Below is a listing; write it out exactly and drop any images from it.
◆ ◆ ◆ ◆ ◆ ◆ ◆
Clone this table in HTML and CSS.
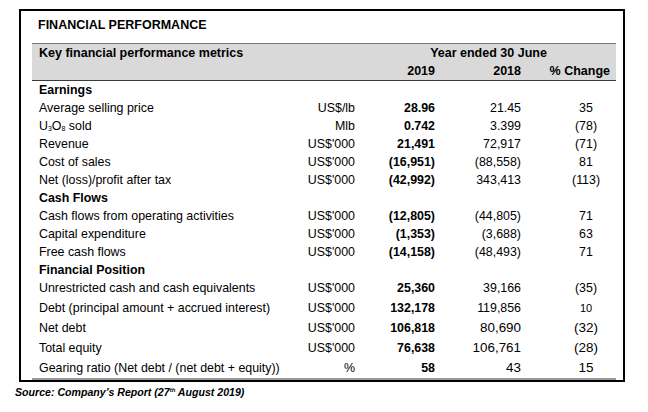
FILE: index.html
```html
<!DOCTYPE html>
<html>
<head>
<meta charset="utf-8">
<link rel="stylesheet" href="styles.css">
</head>
<body>
<div class="panel">
  <div class="title">FINANCIAL PERFORMANCE</div>
  <table class="fin">
    <colgroup>
      <col class="c-label"><col class="c-unit"><col class="c-cur"><col class="c-prev"><col class="c-chg">
    </colgroup>
    <thead>
      <tr class="h1">
        <th colspan="2" class="label">Key financial performance metrics</th>
        <th colspan="3" class="year">Year ended 30 June</th>
      </tr>
      <tr class="h2">
        <th colspan="2"></th>
        <th class="num">2019</th>
        <th class="num">2018</th>
        <th class="chg-h">% Change</th>
      </tr>
    </thead>
    <tbody>
      <tr><td class="label sec" colspan="5">Earnings</td></tr>
      <tr><td class="label">Average selling price</td><td class="unit">US$/lb</td><td class="cur">28.96</td><td class="num">21.45</td><td class="chg">35</td></tr>
      <tr><td class="label">U<sub>3</sub>O<sub>8</sub> sold</td><td class="unit">Mlb</td><td class="cur">0.742</td><td class="num">3.399</td><td class="chg">(78)</td></tr>
      <tr><td class="label">Revenue</td><td class="unit">US$'000</td><td class="cur">21,491</td><td class="num">72,917</td><td class="chg">(71)</td></tr>
      <tr><td class="label">Cost of sales</td><td class="unit">US$'000</td><td class="cur">(16,951)</td><td class="num">(88,558)</td><td class="chg">81</td></tr>
      <tr><td class="label">Net (loss)/profit after tax</td><td class="unit">US$'000</td><td class="cur">(42,992)</td><td class="num">343,413</td><td class="chg">(113)</td></tr>
      <tr><td class="label sec" colspan="5">Cash Flows</td></tr>
      <tr><td class="label">Cash flows from operating activities</td><td class="unit">US$'000</td><td class="cur">(12,805)</td><td class="num">(44,805)</td><td class="chg">71</td></tr>
      <tr><td class="label">Capital expenditure</td><td class="unit">US$'000</td><td class="cur">(1,353)</td><td class="num">(3,688)</td><td class="chg">63</td></tr>
      <tr><td class="label">Free cash flows</td><td class="unit">US$'000</td><td class="cur">(14,158)</td><td class="num">(48,493)</td><td class="chg">71</td></tr>
      <tr><td class="label sec" colspan="5">Financial Position</td></tr>
      <tr><td class="label">Unrestricted cash and cash equivalents</td><td class="unit">US$'000</td><td class="cur">25,360</td><td class="num">39,166</td><td class="chg">(35)</td></tr>
      <tr class="tall"><td class="label">Debt (principal amount + accrued interest)</td><td class="unit">US$'000</td><td class="cur">132,178</td><td class="num">119,856</td><td class="chg small">10</td></tr>
      <tr class="tall"><td class="label">Net debt</td><td class="unit">US$'000</td><td class="cur">106,818</td><td class="num big">80,690</td><td class="chg big">(32)</td></tr>
      <tr class="tall"><td class="label">Total equity</td><td class="unit">US$'000</td><td class="cur">76,638</td><td class="num big">106,761</td><td class="chg big">(28)</td></tr>
      <tr class="tall"><td class="label">Gearing ratio (Net debt / (net debt + equity))</td><td class="unit">%</td><td class="cur">58</td><td class="num big">43</td><td class="chg big">15</td></tr>
    </tbody>
  </table>
  <div class="rule"></div>
</div>
<div class="source">Source: Company’s Report (27<sup>th</sup> August 2019)</div>
</body>
</html>
```

FILE: styles.css
```css
html, body {
  margin: 0;
  padding: 0;
  background: #ffffff;
}
body {
  font-family: "Liberation Sans", Arial, sans-serif;
  color: #000;
}
.panel {
  margin: 9px 0 0 19px;
  border: 2px solid #000;
  padding: 0 7px 0 11px;
  box-sizing: content-box;
  width: 584px;
}
.title {
  font-weight: bold;
  font-size: 12.5px;
  line-height: 18px;
  padding: 5px 0 0 6px;
  margin-bottom: 9px;
}
.fin {
  width: 584px;
  table-layout: fixed;
  border-collapse: collapse;
  border-spacing: 0;
  font-size: 12.4px;
}
.c-label { width: 268px; }
.c-unit { width: 55px; }
.c-cur { width: 80px; }
.c-prev { width: 86px; }
.c-chg { width: 95px; }
.fin th, .fin td {
  padding: 0;
  line-height: 18px;
  height: 18px;
  vertical-align: baseline;
  white-space: nowrap;
}
.fin thead {
  background: #d9d9d9;
}
.fin thead tr.h1 th {
  border-top: 1px solid #7a7a7a;
}
.fin thead tr.h2 th {
  border-bottom: 1px solid #3a3a3a;
}
.fin th {
  font-weight: bold;
  font-size: 12.5px;
}
.fin th.label { text-align: left; padding-left: 7px; }
.fin th.year { text-align: center; padding-left: 6px; }
.fin th.num { text-align: right; }
.fin th.chg-h { text-align: right; padding-right: 6px; }
.fin td.label { text-align: left; padding-left: 7px; }
.fin td.sec { font-weight: bold; }
.fin td.unit { text-align: right; }
.fin td.cur { text-align: right; font-weight: bold; }
.fin td.num { text-align: right; }
.fin td.chg { text-align: center; padding-left: 35px; }
.fin tr.tall td { padding-top: 2px; }
.fin td.big { font-size: 13.4px; }
.fin td.small { font-size: 11px; }
.fin td.chg.big { font-size: 13.5px; }
sub {
  font-size: 7px;
  vertical-align: -1px;
  line-height: 0;
}
.rule {
  margin-top: 1px;
  height: 2px;
  background: #9a9a9a;
}
.source {
  margin: 4px 0 0 15px;
  font-family: "Liberation Sans", Arial, sans-serif;
  font-weight: bold;
  font-style: italic;
  font-size: 10.6px;
  line-height: 12px;
}
.source sup {
  font-size: 6px;
  line-height: 0;
  vertical-align: 4px;
}
```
◆ ◆ ◆ ◆ ◆ ◆ ◆
__Exercise response__.
Clone this table in HTML and CSS.
FILE: index.html
```html
<!DOCTYPE html>
<html>
<head>
<meta charset="utf-8">
<link rel="stylesheet" href="styles.css">
</head>
<body>
<div class="panel">
  <div class="title">FINANCIAL PERFORMANCE</div>
  <table class="fin">
    <colgroup>
      <col class="c-label"><col class="c-unit"><col class="c-cur"><col class="c-prev"><col class="c-chg">
    </colgroup>
    <thead>
      <tr class="h1">
        <th colspan="2" class="label">Key financial performance metrics</th>
        <th colspan="3" class="year">Year ended 30 June</th>
      </tr>
      <tr class="h2">
        <th colspan="2"></th>
        <th class="num">2019</th>
        <th class="num">2018</th>
        <th class="chg-h">% Change</th>
      </tr>
    </thead>
    <tbody>
      <tr><td class="label sec" colspan="5">Earnings</td></tr>
      <tr><td class="label">Average selling price</td><td class="unit">US$/lb</td><td class="cur">28.96</td><td class="num">21.45</td><td class="chg">35</td></tr>
      <tr><td class="label">U<sub>3</sub>O<sub>8</sub> sold</td><td class="unit">Mlb</td><td class="cur">0.742</td><td class="num">3.399</td><td class="chg">(78)</td></tr>
      <tr><td class="label">Revenue</td><td class="unit">US$'000</td><td class="cur">21,491</td><td class="num">72,917</td><td class="chg">(71)</td></tr>
      <tr><td class="label">Cost of sales</td><td class="unit">US$'000</td><td class="cur">(16,951)</td><td class="num">(88,558)</td><td class="chg">81</td></tr>
      <tr><td class="label">Net (loss)/profit after tax</td><td class="unit">US$'000</td><td class="cur">(42,992)</td><td class="num">343,413</td><td class="chg">(113)</td></tr>
      <tr><td class="label sec" colspan="5">Cash Flows</td></tr>
      <tr><td class="label">Cash flows from operating activities</td><td class="unit">US$'000</td><td class="cur">(12,805)</td><td class="num">(44,805)</td><td class="chg">71</td></tr>
      <tr><td class="label">Capital expenditure</td><td class="unit">US$'000</td><td class="cur">(1,353)</td><td class="num">(3,688)</td><td class="chg">63</td></tr>
      <tr><td class="label">Free cash flows</td><td class="unit">US$'000</td><td class="cur">(14,158)</td><td class="num">(48,493)</td><td class="chg">71</td></tr>
      <tr><td class="label sec" colspan="5">Financial Position</td></tr>
      <tr><td class="label">Unrestricted cash and cash equivalents</td><td class="unit">US$'000</td><td class="cur">25,360</td><td class="num">39,166</td><td class="chg">(35)</td></tr>
      <tr class="tall"><td class="label">Debt (principal amount + accrued interest)</td><td class="unit">US$'000</td><td class="cur">132,178</td><td class="num">119,856</td><td class="chg small">10</td></tr>
      <tr class="tall"><td class="label">Net debt</td><td class="unit">US$'000</td><td class="cur">106,818</td><td class="num big">80,690</td><td class="chg big">(32)</td></tr>
      <tr class="tall"><td class="label">Total equity</td><td class="unit">US$'000</td><td class="cur">76,638</td><td class="num big">106,761</td><td class="chg big">(28)</td></tr>
      <tr class="tall"><td class="label">Gearing ratio (Net debt / (net debt + equity))</td><td class="unit">%</td><td class="cur">58</td><td class="num big">43</td><td class="chg big">15</td></tr>
    </tbody>
  </table>
  <div class="rule"></div>
</div>
<div class="source">Source: Company’s Report (27<sup>th</sup> August 2019)</div>
</body>
</html>
```

FILE: styles.css
```css
html, body {
  margin: 0;
  padding: 0;
  background: #ffffff;
}
body {
  font-family: "Liberation Sans", Arial, sans-serif;
  color: #000;
}
.panel {
  margin: 9px 0 0 19px;
  border: 2px solid #000;
  padding: 0 7px 0 11px;
  box-sizing: content-box;
  width: 584px;
}
.title {
  font-weight: bold;
  font-size: 12.5px;
  line-height: 18px;
  padding: 5px 0 0 6px;
  margin-bottom: 9px;
}
.fin {
  width: 584px;
  table-layout: fixed;
  border-collapse: collapse;
  border-spacing: 0;
  font-size: 12.4px;
}
.c-label { width: 268px; }
.c-unit { width: 55px; }
.c-cur { width: 80px; }
.c-prev { width: 86px; }
.c-chg { width: 95px; }
.fin th, .fin td {
  padding: 0;
  line-height: 18px;
  height: 18px;
  vertical-align: baseline;
  white-space: nowrap;
}
.fin thead {
  background: #d9d9d9;
}
.fin thead tr.h1 th {
  border-top: 1px solid #7a7a7a;
}
.fin thead tr.h2 th {
  border-bottom: 1px solid #3a3a3a;
}
.fin th {
  font-weight: bold;
  font-size: 12.5px;
}
.fin th.label { text-align: left; padding-left: 7px; }
.fin th.year { text-align: center; padding-left: 6px; }
.fin th.num { text-align: right; }
.fin th.chg-h { text-align: right; padding-right: 6px; }
.fin td.label { text-align: left; padding-left: 7px; }
.fin td.sec { font-weight: bold; }
.fin td.unit { text-align: right; }
.fin td.cur { text-align: right; font-weight: bold; }
.fin td.num { text-align: right; }
.fin td.chg { text-align: center; padding-left: 35px; }
.fin tr.tall td { padding-top: 2px; }
.fin td.big { font-size: 13.4px; }
.fin td.small { font-size: 11px; }
.fin td.chg.big { font-size: 13.5px; }
sub {
  font-size: 7px;
  vertical-align: -1px;
  line-height: 0;
}
.rule {
  margin-top: 1px;
  height: 2px;
  background: #9a9a9a;
}
.source {
  margin: 4px 0 0 15px;
  font-family: "Liberation Sans", Arial, sans-serif;
  font-weight: bold;
  font-style: italic;
  font-size: 10.6px;
  line-height: 12px;
}
.source sup {
  font-size: 6px;
  line-height: 0;
  vertical-align: 4px;
}
```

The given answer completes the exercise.